Ce livre s'adresse tout d'abord aux jeunes médecins et soignants en psychiatrie, mais il est tout autant une réflexion sur la transmission de la pensée freudienne en psychiatrie et en médecine. C'est aussi un cri d'alarme sur ce que deviennent les conditions de travail face à la souffrance psychique et, au-delà, sur notre monde. Courageux et pessimiste, il nous convainc de ne pas abandonner. Il n'est pas qu'un plaidoyer pour une espèce en voie de disparition : les psychanalystes psychiatres travaillant dans le service public.
Il est surtout une méthode. Partant d'une longue expérience clinique sur le terrain de l'hôpital, alliée à la pratique de la psychanalyse en exercice privé, Florence Quartier invite :
– tout d'abord à se situer : la position du soignant est à construire et à maintenir contre nombre de vents et de marées ;
– à réfléchir à la pratique de l'entretien nécessitant aménagements et ménagements ;
– à lire Freud en choisissant une reprise du parcours de l'inventeur de la psychanalyse dans son contexte et en vagabondant au besoin d'un texte à l'autre ;
– à intégrer notre intérêt pour la littérature et la poésie, terreau indispensable pour vivifier notre sens de l'humain et de l'image, et notre humour.

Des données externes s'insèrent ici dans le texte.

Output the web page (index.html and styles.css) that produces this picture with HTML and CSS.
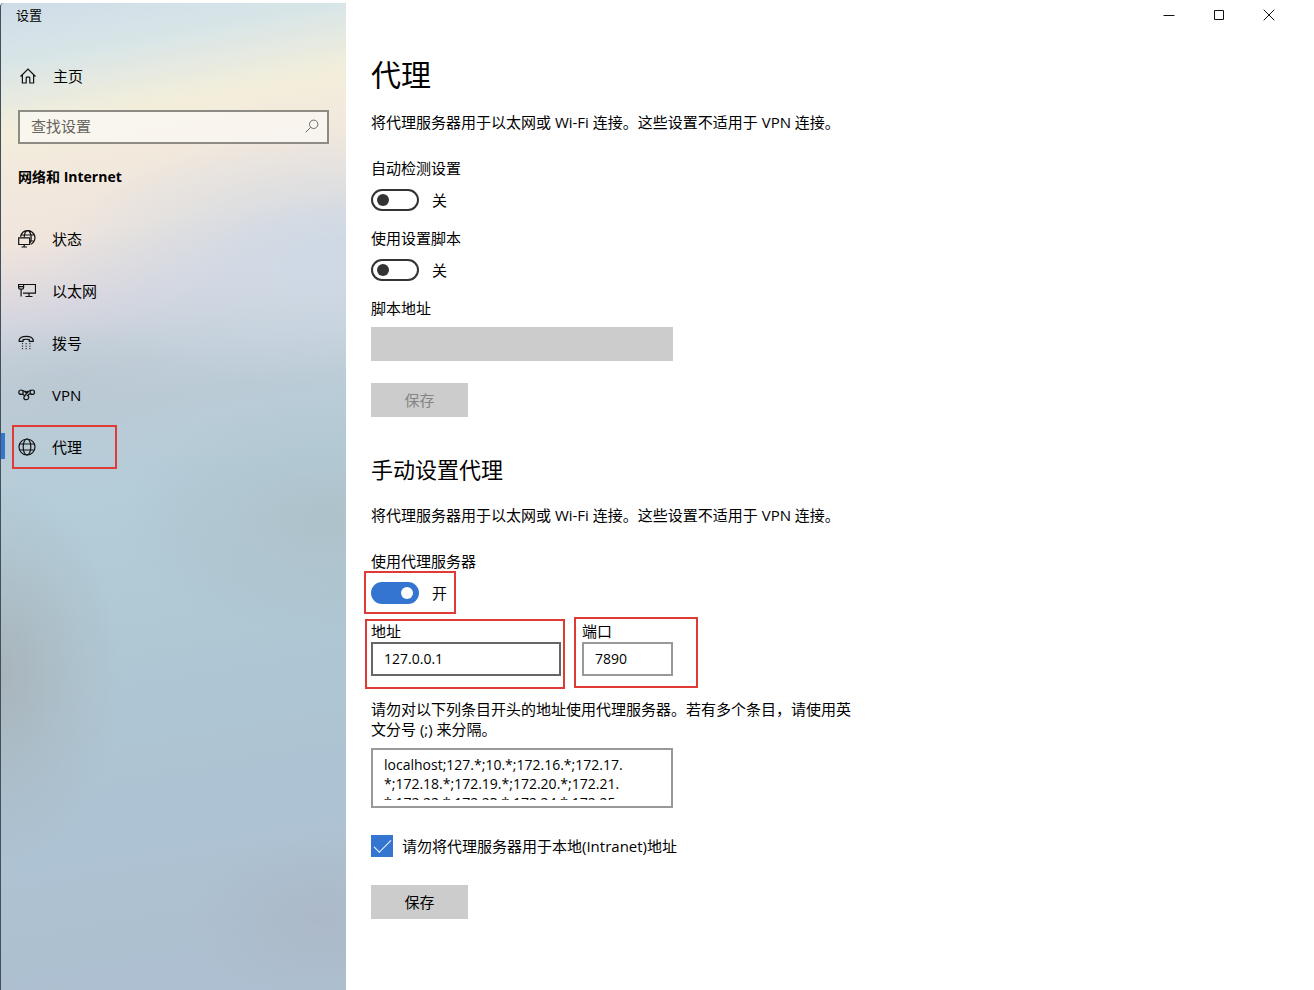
FILE: index.html
```html
<!DOCTYPE html>
<html lang="zh-CN">
<head>
<meta charset="UTF-8">
<meta name="viewport" content="width=device-width, initial-scale=1">
<title>设置</title>
<link rel="stylesheet" href="styles.css">
</head>
<body>
<div class="window">
  <aside class="sidebar">
    <div class="app-title">设置</div>
    <a class="nav-item home" href="#home">
      <svg class="icon" viewBox="0 0 18 18"><path d="M1.500 9.500 9 2l7.500 7.500M3.400 8v8h3.800v-5q0-.8.8-.8h2q.8 0 .8.8v5h3.800V8"/></svg>
      <span>主页</span>
    </a>
    <div class="search">
      <input type="text" placeholder="查找设置" aria-label="查找设置">
      <svg class="search-icon" viewBox="0 0 14 14"><circle cx="8.700" cy="5.300" r="4.200"/><path d="M5.700 8.300.7 13.300"/></svg>
    </div>
    <h2 class="group-title">网络和 Internet</h2>
    <nav class="nav">
      <a class="nav-item" href="#status">
        <svg class="icon" viewBox="0 0 18 18"><path d="M2.600 6.800A7.200 7.200 0 1 1 13 14.200M3.200 5h13M11.800 11h4.400M6.200 7.500C6.400 3.500 8 .6 9.700.6s3.500 3 3.500 7.200c0 2-.3 3.700-.9 5"/><path d="M.7 7.800h11v6.700H.7zM6.200 14.500v2.300M3.500 17h5.500"/></svg>
        <span>状态</span>
      </a>
      <a class="nav-item" href="#ethernet">
        <svg class="icon" viewBox="0 0 18 18"><path d="M6 2.500h11.500v8.700H5M11 11.200v3M7.500 14.500h7M.6 2.500h5v3q0 1.600-1.600 1.600H2.200Q.6 7.100.6 5.500zM.6 4.600h5M3.100 7v7.500"/></svg>
        <span>以太网</span>
      </a>
      <a class="nav-item" href="#dialup">
        <svg class="icon" viewBox="0 0 18 18"><path d="M1.200 7.300V5.800C2 3.200 5 2.300 8.200 2.300s6.200.9 7 3.500v1.500h-3.900V5.700q-3.100-.9-6.200 0v1.600z"/><path class="dots" d="M3.900 9.700h1.200M7.600 9.700h1.200M11.300 9.700h1.200M3.900 12.200h1.200M7.600 12.200h1.200M11.300 12.200h1.200M3.900 14.700h1.200M7.600 14.700h1.200M11.300 14.700h1.200"/></svg>
        <span>拨号</span>
      </a>
      <a class="nav-item" href="#vpn">
        <svg class="icon" viewBox="0 0 18 18"><circle cx="3" cy="6.200" r="2.200"/><circle cx="14.300" cy="6.200" r="2.200"/><path d="M4.500 4.600C6.500 4 7 6.800 8.600 7.300M4.200 8.100c2 .2 1.600 2.100 2.800 1.300l4-4.200q1-1 2-.8M8.800 9.400q2.300 0 1.900 2.200c-.5 2.900-4.800 2.800-4.900.2q0-1.200 1.600-2.600M10 9.500q.8-2.300 3.200-1.500M7.300 5l1.200 1.300L9.700 5"/></svg>
        <span>VPN</span>
      </a>
      <a class="nav-item active" href="#proxy" aria-current="page">
        <svg class="icon" viewBox="0 0 18 18"><circle cx="9" cy="9" r="8"/><ellipse cx="9" cy="9" rx="3.800" ry="8"/><path d="M1.600 6h14.800M1.600 12h14.800"/></svg>
        <span>代理</span>
      </a>
    </nav>
  </aside>

  <main class="content">
    <div class="titlebar">
      <button type="button" aria-label="最小化"><svg viewBox="0 0 12 12"><path d="M.5 6.500h11"/></svg></button>
      <button type="button" aria-label="最大化"><svg viewBox="0 0 12 12"><path d="M1.500 1.500h9v9h-9z"/></svg></button>
      <button type="button" aria-label="关闭"><svg viewBox="0 0 12 12"><path d="m.7.7 10.600 10.600M11.300.7.7 11.300"/></svg></button>
    </div>

    <form class="page">
      <h1>代理</h1>
      <p class="intro">将代理服务器用于以太网或 Wi-Fi 连接。这些设置不适用于 VPN 连接。</p>

      <div class="field first">
        <label for="auto-detect">自动检测设置</label>
        <div class="switch-row"><input type="checkbox" class="switch" id="auto-detect"><span>关</span></div>
      </div>
      <div class="field">
        <label for="use-script">使用设置脚本</label>
        <div class="switch-row"><input type="checkbox" class="switch" id="use-script"><span>关</span></div>
      </div>
      <div class="field">
        <label for="script-url">脚本地址</label>
        <input type="text" class="textbox script-url" id="script-url" disabled>
      </div>
      <button type="button" class="btn" disabled>保存</button>

      <h2>手动设置代理</h2>
      <p class="intro manual">将代理服务器用于以太网或 Wi-Fi 连接。这些设置不适用于 VPN 连接。</p>

      <div class="field first">
        <label for="use-proxy">使用代理服务器</label>
        <div class="switch-row marked mark-switch"><input type="checkbox" class="switch" id="use-proxy" checked><span>开</span></div>
      </div>
      <div class="address-row">
        <div class="address marked mark-address">
          <label for="address">地址</label>
          <input type="text" class="textbox hover" id="address" value="127.0.0.1">
        </div>
        <div class="port marked mark-port">
          <label for="port">端口</label>
          <input type="text" class="textbox" id="port" value="7890">
        </div>
      </div>

      <label class="bypass-label" for="bypass">请勿对以下列条目开头的地址使用代理服务器。若有多个条目，请使用英文分号 (;) 来分隔。</label>
      <div class="bypass">
        <textarea id="bypass" spellcheck="false">localhost;127.*;10.*;172.16.*;172.17.
*;172.18.*;172.19.*;172.20.*;172.21.
*;172.22.*;172.23.*;172.24.*;172.25.</textarea>
      </div>

      <div class="check-row">
        <input type="checkbox" class="check" id="local" checked>
        <label for="local">请勿将代理服务器用于本地(Intranet)地址</label>
      </div>
      <button type="button" class="btn save">保存</button>
    </form>
  </main>
</div>
</body>
</html>
```
FILE: styles.css
```css
*, *::before, *::after {
  box-sizing: border-box;
}
body {
  margin: 0;
  background: #fff;
  color: #000;
  font: 15px/20px "Open Sans", "Noto Sans CJK SC", sans-serif;
}
h1, h2, p {
  margin: 0;
  font-weight: normal;
}
input, textarea, button {
  font: inherit;
  color: inherit;
  margin: 0;
}
label {
  display: block;
}

.window {
  display: flex;
  min-height: 100vh;
}

/* sidebar */
.sidebar {
  flex: none;
  width: 346px;
  margin-top: 3px;
  border-left: 1px solid #43505c;
  border-top-left-radius: 4px;
  background:
    radial-gradient(ellipse 120px 190px at 0 670px, rgba(166, 172, 176, .7), rgba(166, 172, 176, .3) 50%, rgba(166, 172, 176, 0)),
    radial-gradient(ellipse 200px 120px at 320px 515px, rgba(170, 184, 190, .5), rgba(170, 184, 190, 0)),
    radial-gradient(ellipse 130px 80px at 320px 915px, rgba(170, 178, 190, .5), rgba(170, 178, 190, 0)),
    radial-gradient(ellipse 160px 60px at 60px 380px, rgba(180, 194, 204, .4), rgba(180, 194, 204, 0)),
    radial-gradient(ellipse 300px 130px at 346px 255px, rgba(206, 217, 229, 1) 10%, rgba(206, 217, 229, 0)),
    linear-gradient(170deg, #cfdce8 0, #d8e5e7 60px, #f3eedb 125px, #f2e9dd 175px, #f0e5dc 240px, #d9d7df 305px, #c5d0da 355px, #bbcbd6 415px, #b4cdd9 500px, #afc8d4 650px, #adc3d3 800px, #adbfd0 1000px);
}
.app-title {
  padding: 2px 15px;
  font-size: 13px;
}
.nav-item {
  display: flex;
  align-items: center;
  gap: 16px;
  height: 52px;
  padding-left: 17px;
  color: #000;
  text-decoration: none;
  position: relative;
}
.home {
  margin: 23px 0 8px;
  padding-left: 18px;
}
.icon {
  width: 18px;
  height: 18px;
  fill: none;
  stroke: #111;
  stroke-width: 1.2;
}
.search {
  display: flex;
  align-items: center;
  height: 34px;
  margin: 0 17px;
  padding: 0 8px 2px 11px;
  border: 2px solid #8d8b83;
  background: rgba(255, 255, 255, .5);
}
.search input {
  flex: 1;
  min-width: 0;
  padding: 0;
  border: 0;
  background: none;
  outline: none;
}
.search input::placeholder {
  color: #66645f;
}
.search-icon {
  width: 14px;
  height: 14px;
  fill: none;
  stroke: #6c6a66;
}
.group-title {
  margin: 23px 17px 26px;
  font-size: 14px;
  font-weight: bold;
}
.active::before {
  content: "";
  position: absolute;
  left: 0;
  top: 12px;
  width: 4px;
  height: 26px;
  background: #3375d0;
}
.active::after {
  content: "";
  position: absolute;
  left: 11px;
  top: 4px;
  width: 105px;
  height: 44px;
  border: 2px solid #e03a36;
}
.dots {
  stroke-width: 1;
}

/* window buttons */
.titlebar {
  display: flex;
  justify-content: flex-end;
  padding-right: 20px;
}
.titlebar button {
  display: grid;
  place-items: center;
  width: 50px;
  height: 30px;
  padding: 0;
  border: 0;
  background: none;
}
.titlebar svg {
  width: 12px;
  height: 12px;
  fill: none;
  stroke: #111;
}

/* page */
.content {
  flex: 1;
  min-width: 0;
}
.page {
  padding: 25px;
}
h1 {
  font-size: 30px;
  line-height: 40px;
}
.page h2 {
  margin-top: 37px;
  font-size: 22px;
  line-height: 30px;
}
.intro {
  margin-top: 17px;
}
.manual {
  margin-top: 21px;
}
.field {
  margin-top: 17px;
}
.first {
  margin-top: 26px;
}
.switch-row {
  display: flex;
  align-items: center;
  gap: 13px;
  width: max-content;
  margin-top: 11px;
}
.switch {
  appearance: none;
  display: flex;
  align-items: center;
  width: 48px;
  height: 22px;
  padding: 0 4px;
  border: 2px solid #333;
  border-radius: 11px;
}
.switch::before {
  content: "";
  width: 12px;
  height: 12px;
  border-radius: 50%;
  background: #333;
}
.switch:checked {
  justify-content: flex-end;
  border-color: #3375d0;
  background: #3375d0;
}
.switch:checked::before {
  background: #fff;
}
.textbox {
  display: block;
  width: 100%;
  height: 34px;
  margin-top: 1px;
  padding: 0 11px 2px;
  border: 2px solid #999;
  background: #fff;
  font-size: 14px;
}
.hover {
  border-color: #666;
}
.script-url {
  max-width: 302px;
  margin-top: 9px;
}
.textbox:disabled {
  border-color: #ccc;
  background: #ccc;
}
.btn {
  display: block;
  width: 97px;
  height: 34px;
  margin-top: 22px;
  padding: 0;
  border: 0;
  background: #ccc;
}
.btn:disabled {
  color: #858585;
}
.save {
  margin-top: 28px;
}
.address-row {
  display: flex;
  gap: 21px;
  margin-top: 17px;
}
.address {
  width: 190px;
}
.port {
  width: 91px;
}
.bypass-label {
  max-width: 490px;
  margin-top: 23px;
}
.bypass {
  max-width: 302px;
  margin-top: 9px;
  padding: 5px 11px 6px;
  border: 2px solid #999;
}
.bypass textarea {
  display: block;
  width: 100%;
  height: 45px;
  padding: 0;
  border: 0;
  outline: none;
  resize: none;
  overflow: hidden;
  white-space: pre;
  font-size: 14px;
  line-height: 19px;
}
.check-row {
  display: flex;
  align-items: center;
  gap: 9px;
  margin-top: 27px;
}
.check {
  appearance: none;
  display: grid;
  place-items: center;
  width: 22px;
  height: 22px;
  border: 2px solid #333;
}
.check:checked {
  border-color: #3375d0;
  background: #3375d0;
}
.check:checked::before {
  content: "";
  width: 17px;
  height: 8px;
  border: solid #fff;
  border-width: 0 0 1px 1px;
  transform: translateY(-2px) rotate(-45deg);
}

/* red frames round the settings to change */
.marked {
  position: relative;
}
.marked::after {
  content: "";
  position: absolute;
  border: 2px solid #e03a36;
  pointer-events: none;
}
.mark-switch::after {
  inset: -11px -9px -10px -7px;
}
.mark-address::after {
  inset: -2px -4px -13px -6px;
}
.mark-port::after {
  inset: -4px -25px -12px -8px;
}
```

En filigrane de ce texte alerte et tonique, court une véritable réflexion épistémologique sur la constitution du savoir psychiatrique, sur les pressions idéologiques risquant de façonner la formation des médecins, sur la prescription des médicaments.
« Freud clinicien » est aussi un hommage à l'enseignement et au partage avec les pionniers de la psychiatrie de secteur (Philippe Paumelle), aux psychanalystes engagés en psychiatrie (René Diatkine), aux praticiens de l'esprit (Gladys Swain). Un hommage pour ce qui a été transmis : surtout pas une préconisation à rester les gardiens de l'héritage.

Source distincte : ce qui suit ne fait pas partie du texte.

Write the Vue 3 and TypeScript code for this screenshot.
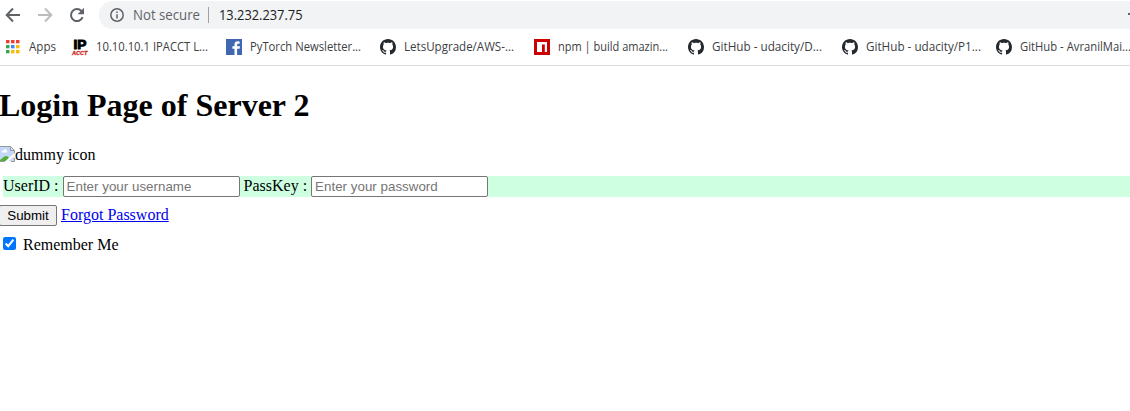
<script setup lang="ts">
import { ref } from 'vue'

type IconKind = 'apps' | 'ipacct' | 'facebook' | 'github' | 'npm'
interface Bookmark {
  icon: IconKind
  label: string
  width: number
}

const bookmarks: Bookmark[] = [
  { icon: 'apps', label: 'Apps', width: 27 },
  { icon: 'ipacct', label: '10.10.10.1 IPACCT L...', width: 112 },
  { icon: 'facebook', label: 'PyTorch Newsletter...', width: 111 },
  { icon: 'github', label: 'LetsUpgrade/AWS-...', width: 110 },
  { icon: 'npm', label: 'npm | build amazin...', width: 110 },
  { icon: 'github', label: 'GitHub - udacity/D...', width: 110 },
  { icon: 'github', label: 'GitHub - udacity/P1...', width: 115 },
  { icon: 'github', label: 'GitHub - AvranilMai...', width: 111 },
]

const appColors = ['#ea4335', '#ea4335', '#ea4335', '#34a853', '#4285f4', '#fbbc05', '#34a853', '#fbbc05', '#fbbc05']
const username = ref('')
const password = ref('')
const remember = ref(true)
</script>

<template>
  <div class="window">
    <header class="toolbar">
      <svg class="nav back" viewBox="0 0 16 16"><path d="M15 8H2M8 1.5 1.7 8 8 14.5" /></svg>
      <svg class="nav forward" viewBox="0 0 16 16"><path d="M1 8h13M8 1.5 14.3 8 8 14.5" /></svg>
      <svg class="nav reload" viewBox="0 0 16 16">
        <path d="M13.6 10.2A6 6 0 1 1 12.4 4L14 5.6" />
        <path class="solid" d="M15 .8v6.4H8.6z" />
      </svg>
      <div class="omnibox">
        <svg class="info" viewBox="0 0 14 14">
          <circle cx="7" cy="7" r="6.2" />
          <path d="M7 6.2v4.2M7 3.5v1.4" />
        </svg>
        <svg class="insecure" width="68" height="20"><text x="0" y="15" textLength="67" lengthAdjust="spacingAndGlyphs">Not secure</text></svg>
        <span class="divider"></span>
        <svg class="address" width="86" height="20"><text x="0" y="15" textLength="83.5" lengthAdjust="spacingAndGlyphs">13.232.237.75</text></svg>
        <span class="caret"></span>
      </div>
    </header>

    <nav class="bookmarks">
      <a v-for="(b, i) in bookmarks" :key="i" class="bookmark">
        <svg v-if="b.icon === 'apps'" class="favicon apps" viewBox="0 0 14 14">
          <rect v-for="(c, n) in appColors" :key="n" :x="(n % 3) * 5" :y="Math.floor(n / 3) * 5" width="3.5" height="3.3" :fill="c" />
        </svg>
        <svg v-else-if="b.icon === 'ipacct'" class="favicon" viewBox="0 0 16 16">
          <text class="ip" x="1.5" y="10" textLength="13" lengthAdjust="spacingAndGlyphs">IP</text>
          <text class="acct" x="0" y="15.6" textLength="15.5" lengthAdjust="spacingAndGlyphs">ACCT</text>
        </svg>
        <svg v-else-if="b.icon === 'facebook'" class="favicon" viewBox="0 0 16 16">
          <path fill="#4267b2" d="M0 0h16v16H0z" />
          <path fill="#fff" d="M8.5 16V9.7H6.4V7.2h2.1V5.4c0-2 1.2-3.1 3.1-3.1l2 .1v2.3h-1.3c-1 0-1.2.5-1.2 1.2v1.3h2.9l-.4 2.5h-2.5V16z" />
        </svg>
        <svg v-else-if="b.icon === 'npm'" class="favicon" viewBox="0 0 16 16">
          <path fill="#cb0000" d="M0 0h16v16H0z" />
          <path fill="#fff" d="M3 3h10v10h-2.2V5.4H8V13H3z" />
        </svg>
        <svg v-else class="favicon" viewBox="0 0 16 16">
          <path fill="#24292e" d="M8 0C3.58 0 0 3.58 0 8c0 3.54 2.29 6.53 5.47 7.59.4.07.55-.17.55-.38 0-.19-.01-.82-.01-1.49-2.01.37-2.53-.49-2.69-.94-.09-.23-.48-.94-.82-1.13-.28-.15-.68-.52-.01-.53.63-.01 1.08.58 1.23.82.72 1.21 1.87.87 2.33.66.07-.52.28-.87.51-1.07-1.78-.2-3.64-.89-3.64-3.95 0-.87.31-1.59.82-2.15-.08-.2-.36-1.02.08-2.12 0 0 .67-.21 2.2.82.64-.18 1.32-.27 2-.27s1.36.09 2 .27c1.53-1.04 2.2-.82 2.2-.82.44 1.1.16 1.92.08 2.12.51.56.82 1.27.82 2.15 0 3.07-1.87 3.75-3.65 3.95.29.25.54.73.54 1.48 0 1.07-.01 1.93-.01 2.2 0 .21.15.46.55.38A8.01 8.01 0 0 0 16 8c0-4.42-3.58-8-8-8z" />
        </svg>
        <svg class="label" :width="b.width + 2" height="18">
          <text x="0" y="13" :textLength="b.width" lengthAdjust="spacingAndGlyphs">{{ b.label }}</text>
        </svg>
      </a>
    </nav>

    <main class="page">
      <h1>Login Page of Server 2</h1>
      <div class="image-line">
        <svg class="broken" viewBox="0 0 16 16">
          <path fill="#c3d7f7" d="M0 1h10l4 4v10H0z" />
          <path fill="#fff" d="M1.5 6.5c0-1.5 1-2 2-2 1-2 3-1 3 0 1 0 1 2 0 2z" />
          <path fill="#55ad3c" d="M0 14c2-1 4-4.5 7-4l2 2-3 3H0z" />
          <path fill="none" stroke="#9a9a9a" d="M0 .5h10.5l4 4V8M10.5.5v4h4M0 15.5h5M11 15.5h3.5V12" />
          <path stroke="#fff" stroke-width="2" d="m6 16 9-8" />
        </svg><span>dummy icon</span>
      </div>
      <form class="credentials" @submit.prevent>
        <label for="user">UserID :</label>
        <input id="user" v-model="username" class="field" type="text" placeholder="Enter your username" />
        <label for="pass" class="pass">PassKey :</label>
        <input id="pass" v-model="password" class="field" type="password" placeholder="Enter your password" />
      </form>
      <div class="actions">
        <button type="button">Submit</button>
        <a class="forgot" href="#">Forgot Password</a>
      </div>
      <label class="remember">
        <input v-model="remember" type="checkbox" />
        <span>Remember Me</span>
      </label>
    </main>
  </div>
</template>

<style>
body {
  background: #fff;
  overflow: hidden;
}
</style>

<style scoped>
.window {
  width: 1130px;
  height: 411px;
  overflow: hidden;
  background: #fff;
}
svg { overflow: visible; }
.toolbar {
  display: flex;
  align-items: center;
  height: 28px;
  padding-top: 1px;
}
.nav {
  flex: none;
  width: 16px;
  height: 16px;
  fill: none;
  stroke: #5f6368;
  stroke-width: 2;
}
.back { margin-left: 5px; }
.forward { margin-left: 16px; stroke: #bbbdbf; }
.reload { margin-left: 16px; }
.nav .solid { fill: #5f6368; stroke: none; }
.omnibox {
  display: flex;
  flex: 1;
  align-items: center;
  height: 28px;
  margin-left: 14px;
  padding-left: 11px;
  border-radius: 14px 0 0 14px;
  background: #f1f3f4;
  font: 14px "Open Sans", sans-serif;
}
.info {
  width: 14px;
  height: 14px;
  fill: none;
  stroke: #5f6368;
  stroke-width: 1.5;
}
.insecure { margin-left: 9px; fill: #5f6368; }
.divider { width: 1px; height: 16px; margin-left: 7px; background: #9aa0a6; }
.address { margin-left: 9.5px; fill: #202124; }
.caret {
  width: 2px;
  height: 2px;
  margin: 0 0 2px auto;
  background: #5f6368;
}
.bookmarks {
  display: grid;
  grid-template-columns: 68px repeat(7, 154px);
  height: 36px;
  padding-left: 4px;
  border-bottom: 1px solid #dadce0;
}
.bookmark { display: flex; align-items: center; }
.favicon { flex: none; width: 16px; height: 16px; margin-right: 8px; }
.favicon.apps { width: 14px; height: 14px; margin: 0 9px 0 2px; }
.label {
  flex: none;
  font: 12px "Open Sans", sans-serif;
  fill: #3c4043;
}
.ip { font: 900 13.5px "Liberation Sans", sans-serif; stroke: #000; stroke-width: 1; }
.acct { font: italic bold 6px "Liberation Sans", sans-serif; fill: #d21e1e; stroke: #d21e1e; stroke-width: .3; }
.page { font: 16px/18px "Liberation Serif", serif; color: #000; }
h1 { margin: 21px 0 0 -1px; font-size: 32px; line-height: 37px; }
.image-line { display: flex; height: 20px; margin-top: 22px; }
.image-line span { margin-left: -1px; }
.broken { flex: none; width: 16px; height: 16px; }
.credentials {
  display: flex;
  align-items: center;
  height: 21px;
  margin: 10px 0 0 3px;
  background: #ceffe0;
}
.credentials label { margin-top: -2px; }
.field {
  box-sizing: border-box;
  width: 177px;
  height: 21px;
  margin: 0 0 0 4px;
  padding: 1px 2px 1px 3px;
  border: 1px solid #767676;
  border-radius: 2px;
  background: #fff;
  font: 13.333px "Liberation Sans", sans-serif;
}
.field::placeholder { color: #757575; letter-spacing: .02px; }
.credentials .pass { margin-left: 4px; }
.actions { display: flex; align-items: center; height: 21px; margin-top: 8px; }
button {
  box-sizing: border-box;
  width: 58px;
  height: 21px;
  margin: 0 0 0 -1px;
  padding: 0;
  border: 1px solid #767676;
  border-radius: 2px;
  background: #efefef;
  color: #000;
  font: 13.333px "Liberation Sans", sans-serif;
}
.forgot { margin: -2px 0 0 4px; color: #0000ee; }
.remember { display: flex; align-items: center; height: 18px; margin-top: 10px; }
.remember input { width: 13px; height: 13px; margin: -4px 7px 0 3px; }
</style>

Ce livre offre en outre le plaisir d'un style fait de simplicité, d'humour, de l'art de passer du particulier au général, de la clinique à la théorie, de l'institutionnel au politique. C'est un livre où les idées circulent, les exemples cliniques et les discussions venant appuyer l'idée forte qui en est le centre : Freud était un clinicien dont le rapport avec la « théorie » était fondé sur la souplesse, la remise en question et la reprise dynamique du travail. C'est de cette dynamique que nous pouvons nous inspirer et non pas de l'exégèse ou du dogme.
Le plus étonnant sans doute, c'est le pari sur lequel se fonde ce livre : il serait possible de rendre accessible les éléments essentiels de la psychanalyse dans la formation psychiatrique sans pour autant postuler que tous doivent devenir psychanalystes ou faire l'expérience personnelle de l'analyse. Il est possible de transmettre le sens de l'inconscient. Florence Quartier y parvient avec la rigueur de ses bases théoriques et sa souplesse. Mais aussi en fournissant des représentations savoureuses : « l'inconscient, c'est une part qui échappe, une part qui reste inconnaissable dès le début de la vie, une force vive sans cesse à l'œuvre. Il module, entraîne l'activité consciente vice-versa. Cette dynamique conscient/inconscient, c'est comme respirer. On ne peut pas ne pas ! ». Une objection peut venir à l'esprit du lecteur : peut-on s'inspirer de la psychanalyse par la lecture, la discussion et la clinique sans l'expérience personnelle du divan ? Florence Quartier ne s'attache pas à cette discussion fondamentale. Elle est engagée dans une invitation à un parcours. Et là est sans doute l'essentiel : pour les jeunes, bons connaisseurs de la neurobiologie et des médicaments, « l'accès à la parole est en quelque sorte interdit ». Pourtant il est évident que leur sensibilité à la parole est là, même s'ils sont accablés par les gardes, les questionnaires et les conduites à tenir. En psychanalyste, Florence Quartier termine en pointant ce conflit. Et l’on referme le livre stimulé par la dernière remarque qui enjoint sur un ton affectueusement bourru : « Faites-vous entendre ! » Et si l'un des jeunes lecteurs la prenait au mot et lui répondait ?
Au travail ! Telle est la conclusion, somme toute pleine d'enthousiasme, de ce livre qui s'adresse aux jeunes en premier lieu, mais incite les plus anciens à ne pas se décourager et à faire front, face aux risques de déshumanisation de notre monde.